What comes to mind when you hear the word chaos? Perhaps you think of a noisy
stock exchange, or your kitchen in the morning—everything confused and jumbled.
When you think of the word order, perhaps you think of an empty room, serene and
calm. For scientists, though, chaos is characterized by homogeneity (sameness), and
order by complexity (difference).
For example, a well-tended garden is a highly ordered system. Gardeners define
boundaries with paths and fences, and they mark out flower beds or vegetable
patches. Over time, the garden evolves, growing richer and thicker; but without
deliberate effort, the garden will run wild. Weeds and grasses will choke out other
plants, covering over the paths, until eventually every part looks the same again—
wild and unmanaged.
Software systems, too, tend toward chaos.

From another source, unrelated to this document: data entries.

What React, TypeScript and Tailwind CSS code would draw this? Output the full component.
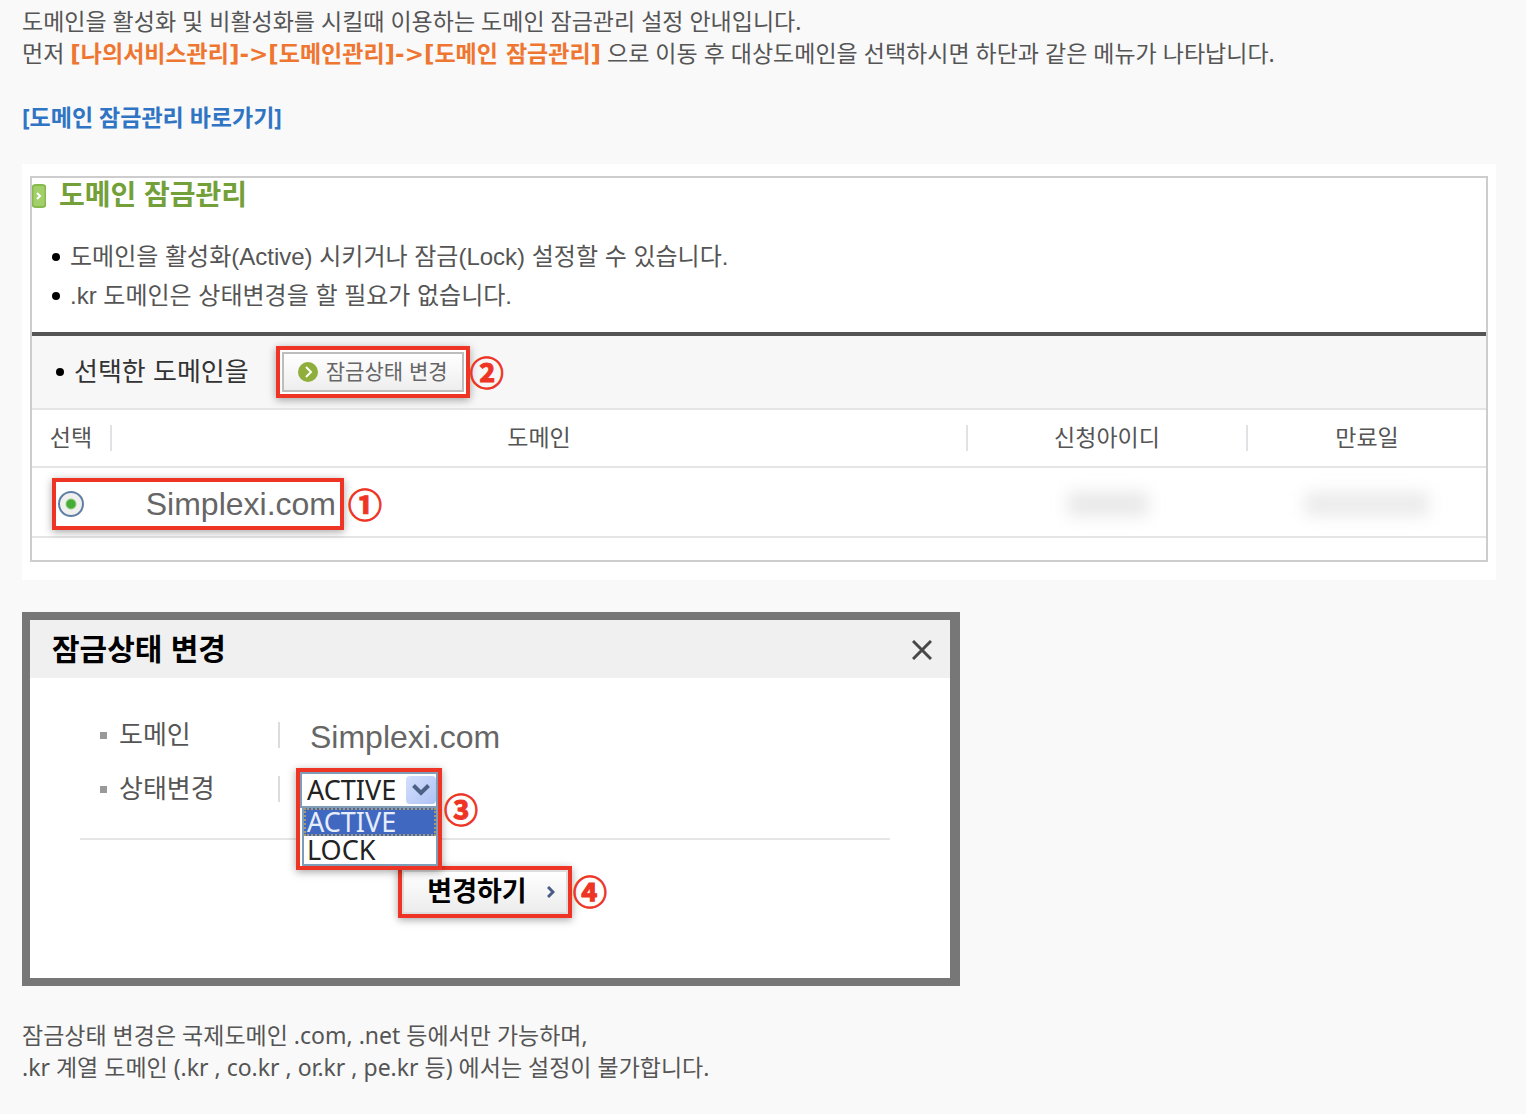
import { useState } from 'react';

const KO = "font-['Noto_Sans','Noto_Sans_CJK_KR',sans-serif]";
const PANEL = "font-['Liberation_Sans','Noto_Sans_CJK_KR',sans-serif]";

function Step({ mark }: { mark: string }) {
  return (
    <span className="text-[34px] leading-[34px] font-bold text-[#ee3424] font-['Noto_Sans_CJK_KR',sans-serif] [-webkit-text-stroke:1px_#ee3424]">
      {mark}
    </span>
  );
}

function Dot() {
  return <span className="size-2 shrink-0 rounded-full bg-black" />;
}

function HeadCell({ label, last = false }: { label: string; last?: boolean }) {
  return (
    <th className="h-[57px] p-0 font-normal">
      <div className={`flex h-[26px] items-center justify-center ${last ? '' : 'border-r-2 border-[#e2e2e6]'}`}>
        {label}
      </div>
    </th>
  );
}

function DomainPanel() {
  const [checked, setChecked] = useState(true);

  return (
    <section className={`bg-white px-2 pt-3 pb-[18px] text-[#555] ${PANEL}`}>
      <div className="border-2 border-[#cdcdcd]">
        <h2 className="flex h-9 items-center gap-[13px] text-[28px] leading-9 font-bold text-[#74a03a]">
          <svg className="h-6 w-[14px]" viewBox="0 0 14 24" fill="none">
            <rect x="0.5" y="1" width="13" height="22" rx="3" fill="#a3cf6b" stroke="#86bb4b" strokeWidth="2" />
            <path d="M5 9l3 3-3 3" stroke="#fff" strokeWidth="2" />
          </svg>
          도메인 잠금관리
        </h2>

        <ul className="pt-[23px] pb-[17px] pl-5 text-2xl leading-[39px]">
          <li className="flex items-center gap-[10px]">
            <Dot />
            도메인을 활성화(Active) 시키거나 잠금(Lock) 설정할 수 있습니다.
          </li>
          <li className="flex items-center gap-[10px]">
            <Dot />
            .kr 도메인은 상태변경을 할 필요가 없습니다.
          </li>
        </ul>

        <div className="flex h-[78px] items-center border-t-4 border-b-2 border-t-[#555] border-b-[#e5e5e5] bg-[#f7f7f7] pl-6">
          <Dot />
          <span className="ml-[10px] text-[26px] leading-8 text-[#333]">선택한 도메인을</span>
          <span className="ml-[27px] border-4 border-[#ee3424] bg-white p-[2px] shadow-[0_2px_8px_rgba(0,0,0,0.35)]">
            <button
              type="button"
              className="flex h-10 w-[182px] items-center justify-center gap-2 border-2 border-[#bdbdbd] bg-linear-to-b from-white to-[#eee] text-[21px] leading-6 text-[#666]"
            >
              <svg className="size-5" viewBox="0 0 20 20" fill="none">
                <circle cx="10" cy="10" r="10" fill="#8fae3c" />
                <path d="M8 5l5 5-5 5" stroke="#fff" strokeWidth="2" />
              </svg>
              잠금상태 변경
            </button>
          </span>
          <Step mark="②" />
        </div>

        <table className="w-full table-fixed border-collapse text-[23px] leading-7">
          <colgroup>
            <col className="w-20" />
            <col />
            <col className="w-[280px]" />
            <col className="w-[238px]" />
          </colgroup>
          <thead>
            <tr className="border-b-2 border-[#e5e5e5]">
              <HeadCell label="선택" />
              <HeadCell label="도메인" />
              <HeadCell label="신청아이디" />
              <HeadCell label="만료일" last />
            </tr>
          </thead>
          <tbody>
            <tr className="border-b-2 border-[#e5e5e5]">
              <td colSpan={2} className="h-[70px] pt-1 pr-0 pb-0 pl-5">
                <div className="flex items-center gap-1">
                  <label className="flex h-[52px] w-[292px] items-center justify-between border-4 border-[#ee3424] pr-1 pl-[2px] text-[32px] leading-10 text-[#666] shadow-[0_2px_8px_rgba(0,0,0,0.35)]">
                    <input
                      type="radio"
                      name="domain"
                      checked={checked}
                      onChange={() => setChecked(true)}
                      className="size-[26px] appearance-none rounded-full border-2 border-[#5f80a6] bg-[#f0f0ee] checked:bg-[radial-gradient(circle,#45ad35_0,#45ad35_4px,#f0f0ee_6px)]"
                    />
                    Simplexi.com
                  </label>
                  <Step mark="①" />
                </div>
              </td>
              <td className="px-0 pt-1 pb-0">
                <div className="mx-auto h-6 w-20 bg-[#e8e8e8] blur-[8px]" />
              </td>
              <td className="px-0 pt-1 pb-0">
                <div className="mx-auto h-6 w-[124px] bg-[#ebebeb] blur-[8px]" />
              </td>
            </tr>
          </tbody>
        </table>
        <div className="h-[22px]" />
      </div>
    </section>
  );
}

function StatusSelect() {
  const [status, setStatus] = useState('ACTIVE');

  return (
    <div className="absolute top-[6px] left-0 z-10 h-[102px] w-[146px] border-4 border-[#ee3424] bg-white text-[27px] leading-7 text-[#222] shadow-[0_2px_8px_rgba(0,0,0,0.35)] font-['Noto_Sans',sans-serif]">
      <div className="relative">
        <select
          id="status"
          value={status}
          onChange={(e) => setStatus(e.target.value)}
          className="block h-9 w-full appearance-none border-2 border-[#7f9db9] bg-white pl-[5px] leading-7"
        >
          <option>ACTIVE</option>
          <option>LOCK</option>
        </select>
        <span className="pointer-events-none absolute top-1 right-[2px] flex h-7 w-[30px] items-center justify-center rounded-sm bg-linear-to-br from-[#d3dffc] to-[#afc2f4]">
          <svg className="h-3 w-[18px]" viewBox="0 0 18 12" fill="none">
            <path d="M1.5 1.5L9 9l7.5-7.5" stroke="#4d6185" strokeWidth="4" />
          </svg>
        </span>
      </div>
      <ul className="ml-[2px] border-2 border-t-0 border-[#7f9db9]">
        <li className="h-7 border-2 border-dotted border-[#a89a6c] bg-[#4168c0] pl-px leading-6 text-[#e6edfb]">ACTIVE</li>
        <li className="h-7 pl-[3px]">LOCK</li>
      </ul>
      <span className="absolute top-5 left-full ml-[6px] flex">
        <Step mark="③" />
      </span>
    </div>
  );
}

function StatusDialog() {
  return (
    <section className={`mt-8 w-full max-w-[938px] border-8 border-r-[10px] border-[#777] bg-white ${PANEL}`}>
      <header className="flex h-[58px] items-center justify-between bg-[#f0f0f0] pt-[2px] pr-[18px] pl-[22px]">
        <h2 className="text-[30px] leading-10 font-bold text-black">잠금상태 변경</h2>
        <button type="button" aria-label="닫기">
          <svg className="size-5" viewBox="0 0 20 20" fill="none">
            <path d="M1 1l18 18M19 1L1 19" stroke="#484848" strokeWidth="3" />
          </svg>
        </button>
      </header>

      <div className="pt-[30px] pr-[60px] pb-[60px] pl-[50px] text-[26px] leading-8 text-[#555]">
        <div className="flex h-[54px] items-center">
          <span className="flex w-[198px] items-center gap-3 pl-5">
            <span className="size-[7px] bg-[#999]" />
            도메인
          </span>
          <span className="h-[26px] w-[2px] bg-[#dcdcdc]" />
          <span className="ml-[30px] pt-1 text-[32px] leading-10 text-[#666]">Simplexi.com</span>
        </div>
        <div className="flex h-[54px] items-center">
          <label htmlFor="status" className="flex w-[198px] items-center gap-3 pl-5">
            <span className="size-[7px] bg-[#999]" />
            상태변경
          </label>
          <span className="h-[26px] w-[2px] bg-[#dcdcdc]" />
          <div className="relative ml-4 h-full w-[146px]">
            <StatusSelect />
          </div>
        </div>

        <div className="mt-[22px] flex justify-center border-t-2 border-[#e6e6e6] pt-[26px]">
          <div className="relative border-4 border-[#ee3424] shadow-[0_2px_8px_rgba(0,0,0,0.35)]">
            <button
              type="button"
              className="flex h-11 w-[166px] items-center justify-center gap-5 border-2 border-[#dedede] bg-linear-to-b from-white to-[#ececec] pl-3 text-[27px] leading-8 font-bold text-black"
            >
              변경하기
              <svg className="h-3 w-2" viewBox="0 0 8 12" fill="none">
                <path d="M1 1l5 5-5 5" stroke="#4a5c86" strokeWidth="3" />
              </svg>
            </button>
            <span className="absolute top-1 left-full ml-[5px] flex">
              <Step mark="④" />
            </span>
          </div>
        </div>
      </div>
    </section>
  );
}

export default function App() {
  return (
    <main className={`min-h-screen bg-[#f9f9f9] pt-[5px] pr-[30px] pb-7 pl-[22px] text-[23px] leading-8 text-[#555] ${KO}`}>
      <p>도메인을 활성화 및 비활성화를 시킬때 이용하는 도메인 잠금관리 설정 안내입니다.</p>
      <p>
        먼저{' '}
        <strong className="leading-6 text-[#ef7630] font-['DejaVu_Sans','Noto_Sans_CJK_KR',sans-serif]">
          [나의서비스관리]-&gt;[도메인관리]-&gt;[도메인 잠금관리]
        </strong>{' '}
        으로 이동 후 대상도메인을 선택하시면 하단과 같은 메뉴가 나타납니다.
      </p>
      <p className="mt-8 mb-[31px]">
        <a href="#lock" className="font-bold text-[#3074c4]">
          [도메인 잠금관리 바로가기]
        </a>
      </p>

      <DomainPanel />
      <StatusDialog />

      <p className="mt-[33px]">잠금상태 변경은 국제도메인 .com, .net 등에서만 가능하며,</p>
      <p>.kr 계열 도메인 (.kr , co.kr , or.kr , pe.kr 등) 에서는 설정이 불가합니다.</p>
    </main>
  );
}
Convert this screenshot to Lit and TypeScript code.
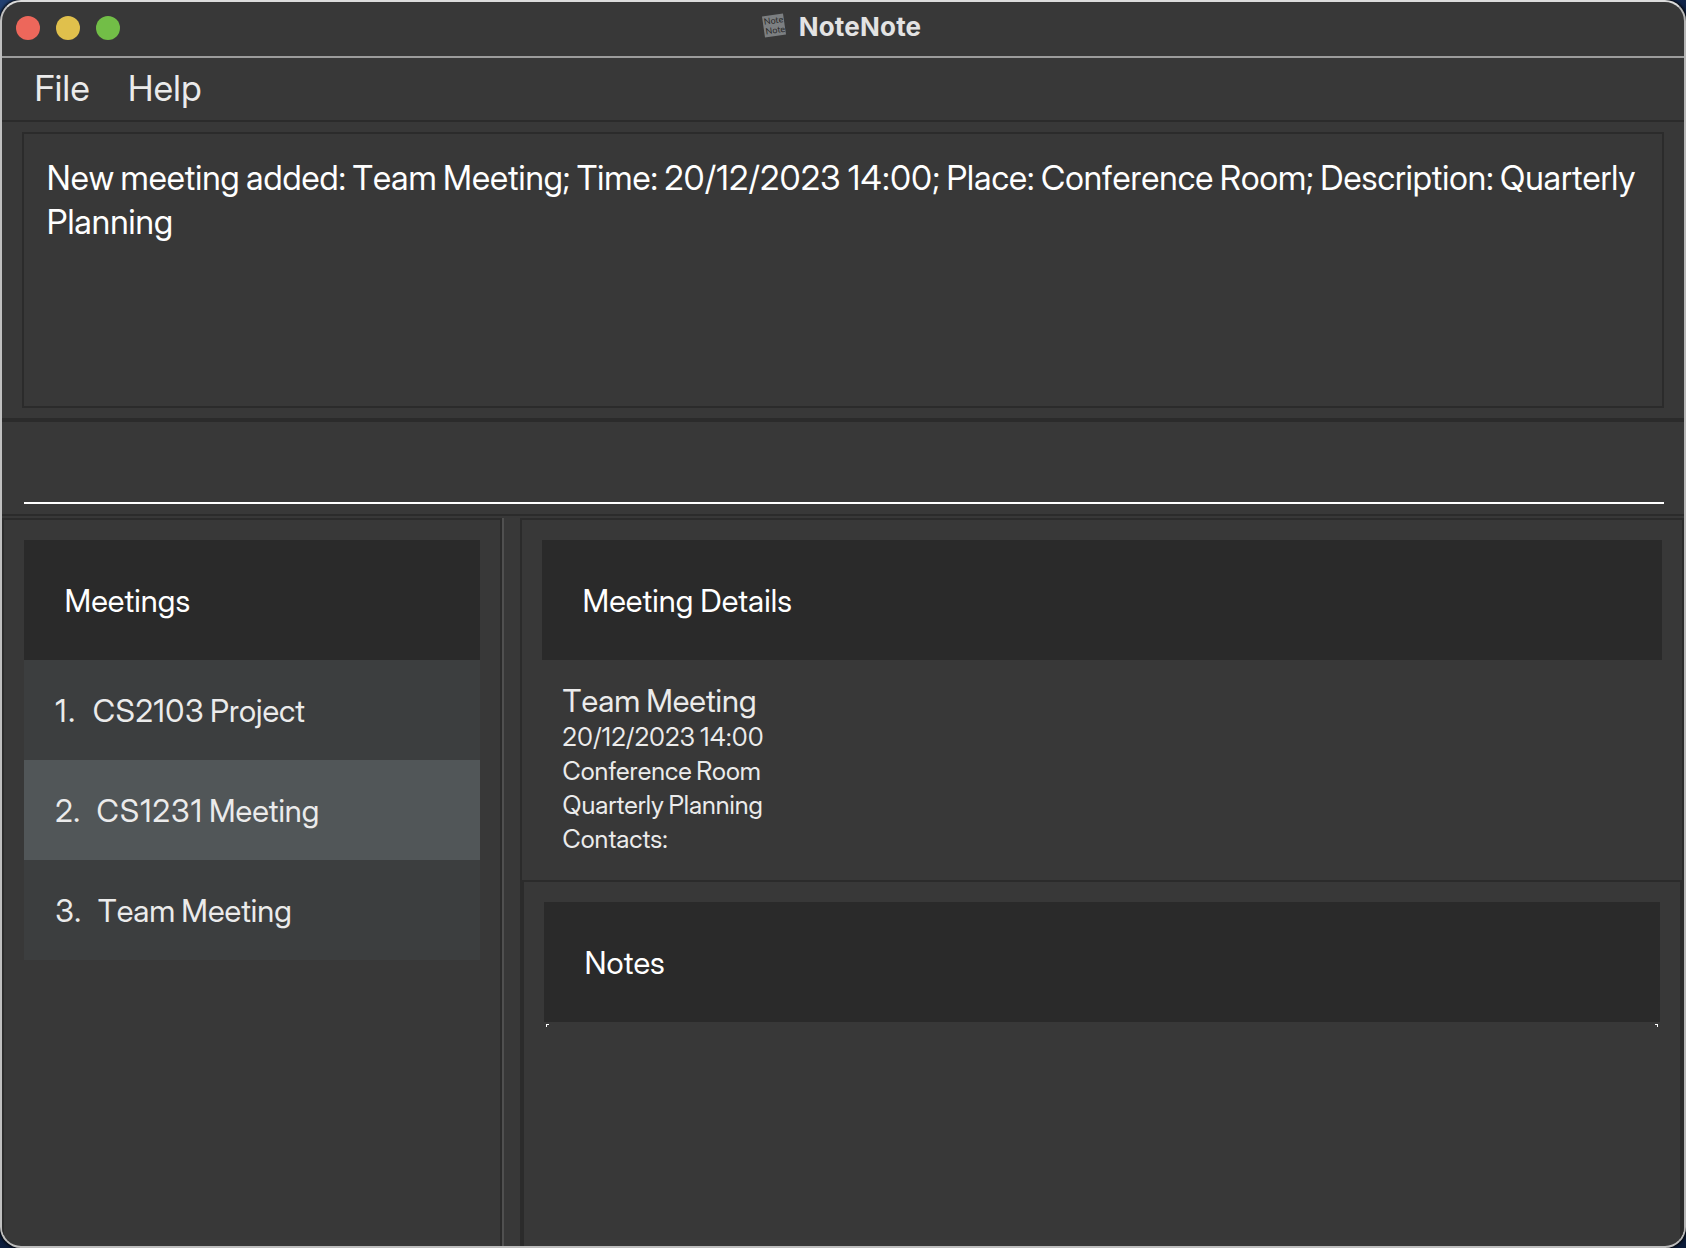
import { LitElement, html, css } from "lit";
import { classMap } from "lit/directives/class-map.js";

interface Meeting {
  index: number;
  code: string;
  rest: string;
  fit: string;
}

const MEETINGS: Meeting[] = [
  { index: 1, code: "CS2103", rest: " Project", fit: "wide" },
  { index: 2, code: "CS1231", rest: " Meeting", fit: "wider" },
  { index: 3, code: "", rest: "Team Meeting", fit: "" },
];

class AppRoot extends LitElement {
  static styles = css`
    * { box-sizing: border-box; }
    :host {
      display: block;
      width: 1686px;
      height: 1248px;
      overflow: hidden;
      background: linear-gradient(160deg, #213f70 0%, #0d1f40 40%, #0c1c3a 100%);
      font-family: "Inter Display", Inter, sans-serif;
      font-kerning: none;
      color: #ebebeb;
      white-space: nowrap;
    }
    .window {
      display: flex;
      flex-direction: column;
      height: 1248px;
      border: 2px solid;
      border-color: #dcdcdc #b6b6b6 #bebebe #c0c0c0;
      border-radius: 21px;
      background: #383838;
      overflow: hidden;
      box-shadow: 0 0 3px 1px #000;
    }
    .titlebar {
      display: grid;
      grid-template-columns: 1fr auto 1fr;
      align-items: center;
      height: 56px;
      flex: none;
      border-bottom: 2px solid #9c9c9c;
    }
    .lights { display: flex; gap: 16px; padding-left: 14px; }
    .light { width: 24px; height: 24px; border-radius: 50%; margin-top: -2px; }
    .red { background: #ed675b; }
    .yellow { background: #e0c04c; }
    .green { background: #72be47; }
    .title { display: flex; align-items: center; gap: 13px; height: 50px; margin: 0 3px 4px 0; }
    .title svg { display: block; margin-top: -3px; }
    .name { font: 700 26px/50px Inter, sans-serif; letter-spacing: 0.2px; color: #e3e3e3; }
    .menu {
      display: flex;
      gap: 37.8px;
      height: 64px;
      flex: none;
      padding: 0 0 2px 32.5px;
      border-bottom: 2px solid #2b2b2b;
      font-size: 35.8px;
      line-height: 60px;
      letter-spacing: 0.45px;
    }
    .result-area { height: 300px; flex: none; padding: 10px 20px; border-bottom: 4px solid #2b2b2b; }
    .result {
      height: 276px;
      padding: 22px 0 0 22.8px;
      border: 2px solid #2b2b2b;
      font-size: 33.6px;
      line-height: 44px;
      letter-spacing: 0.04px;
      word-spacing: -2px;
      color: #fff;
    }
    .result .date { letter-spacing: 0.6px; }
    .command { height: 94px; flex: none; padding: 0 20px 10px 22px; border-bottom: 2px solid #2b2b2b; }
    .field { height: 82px; border-bottom: 2px solid #fff; }
    .split { display: flex; flex: 1; min-height: 0; padding-top: 2px; }
    .list-pane { width: 500px; border: 2px solid #2b2b2b; border-bottom: 0; padding: 20px; }
    .divider { width: 18px; border-left: 2px solid #505050; }
    .detail-pane { flex: 1; border: 2px solid #2b2b2b; border-bottom: 0; display: flex; flex-direction: column; }
    .header {
      height: 120px;
      padding: 1px 0 0 40.5px;
      background: #2a2a2a;
      color: #fff;
      font-size: 31px;
      line-height: 120px;
      letter-spacing: 0.08px;
      word-spacing: -1px;
    }
    .row {
      display: flex;
      gap: 16px;
      height: 100px;
      padding: 1px 0 0 31.2px;
      background: #3c3e3f;
      font-size: 31px;
      line-height: 100px;
      word-spacing: -1.8px;
    }
    .row.alt { background: #515658; }
    .num { letter-spacing: 0.6px; }
    .num.first { letter-spacing: 1.8px; }
    .wide { letter-spacing: 0.6px; }
    .wider { letter-spacing: 1.1px; }
    .details { height: 360px; flex: none; padding: 20px; }
    .info { padding: 22px 0 0 20.6px; font-size: 25.2px; line-height: 34px; word-spacing: -1.8px; }
    .subject { font-size: 31px; line-height: 37.5px; }
    .info .date { letter-spacing: 0.48px; }
    .notes { flex: 1; border: 2px solid #2b2b2b; border-bottom: 0; padding: 20px; }
    .corners { display: flex; justify-content: space-between; padding: 2px; }
    .corners svg { display: block; }
  `;

  render() {
    return html`
      <div class="window">
        <div class="titlebar">
          <div class="lights"><i class="light red"></i><i class="light yellow"></i><i class="light green"></i></div>
          <div class="title">
            <svg width="24" height="25" viewBox="0 0 24 25">
              <path d="M0 3.5 21 0.5 24 21.5 3 24.5z" fill="#7c7f81" />
              <g transform="rotate(-8 12 12)" font-family="Lato, sans-serif" font-size="8.8" fill="#262626">
                <text x="2.4" y="10.5">Note</text><text x="2.8" y="20.3">Note</text>
              </g>
            </svg>
            <span class="name">NoteNote</span>
          </div>
        </div>
        <div class="menu"><span>File</span><span>Help</span></div>
        <div class="result-area">
          <div class="result">
            <div>New meeting added: Team Meeting; Time: <span class="date">20/12/2023 14:00</span>; Place: Conference Room; Description: Quarterly</div>
            <div>Planning</div>
          </div>
        </div>
        <div class="command"><div class="field"></div></div>
        <div class="split">
          <div class="list-pane">
            <div class="header">Meetings</div>
            ${MEETINGS.map(
              (m) => html`<div class=${classMap({ row: true, alt: m.index % 2 === 0 })}>
                <span class=${classMap({ num: true, first: m.index === 1 })}>${m.index}.</span>
                <span><span class=${m.fit}>${m.code}</span>${m.rest}</span>
              </div>`
            )}
          </div>
          <div class="divider"></div>
          <div class="detail-pane">
            <div class="details">
              <div class="header">Meeting Details</div>
              <div class="info">
                <div class="subject">Team Meeting</div>
                <div class="date">20/12/2023 14:00</div>
                <div>Conference Room</div>
                <div>Quarterly Planning</div>
                <div>Contacts:</div>
              </div>
            </div>
            <div class="notes">
              <div class="header">Notes</div>
              <div class="corners">
                <svg width="4" height="4" viewBox="0 0 4 4"><path d="M0 0H3V1H1V3H0z" fill="#fff" /></svg>
                <svg width="4" height="4" viewBox="0 0 4 4"><path d="M4 0H1V1H3V3H4z" fill="#fff" /></svg>
              </div>
            </div>
          </div>
        </div>
      </div>
    `;
  }
}
customElements.define("app-root", AppRoot);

When we first start building a new system,
we have grand ideas that our code will be clean and well ordered, but over time we
find that it gathers cruft and edge cases and ends up a confusing morass of manager
classes and util modules. We find that our sensibly layered architecture has collapsed
into itself like an oversoggy trifle. Chaotic software systems are characterized by a
sameness of function: API handlers that have domain knowledge and send email and
perform logging; “business logic” classes that perform no calculations but do perform
I/O; and everything coupled to everything else so that changing any part of the sys?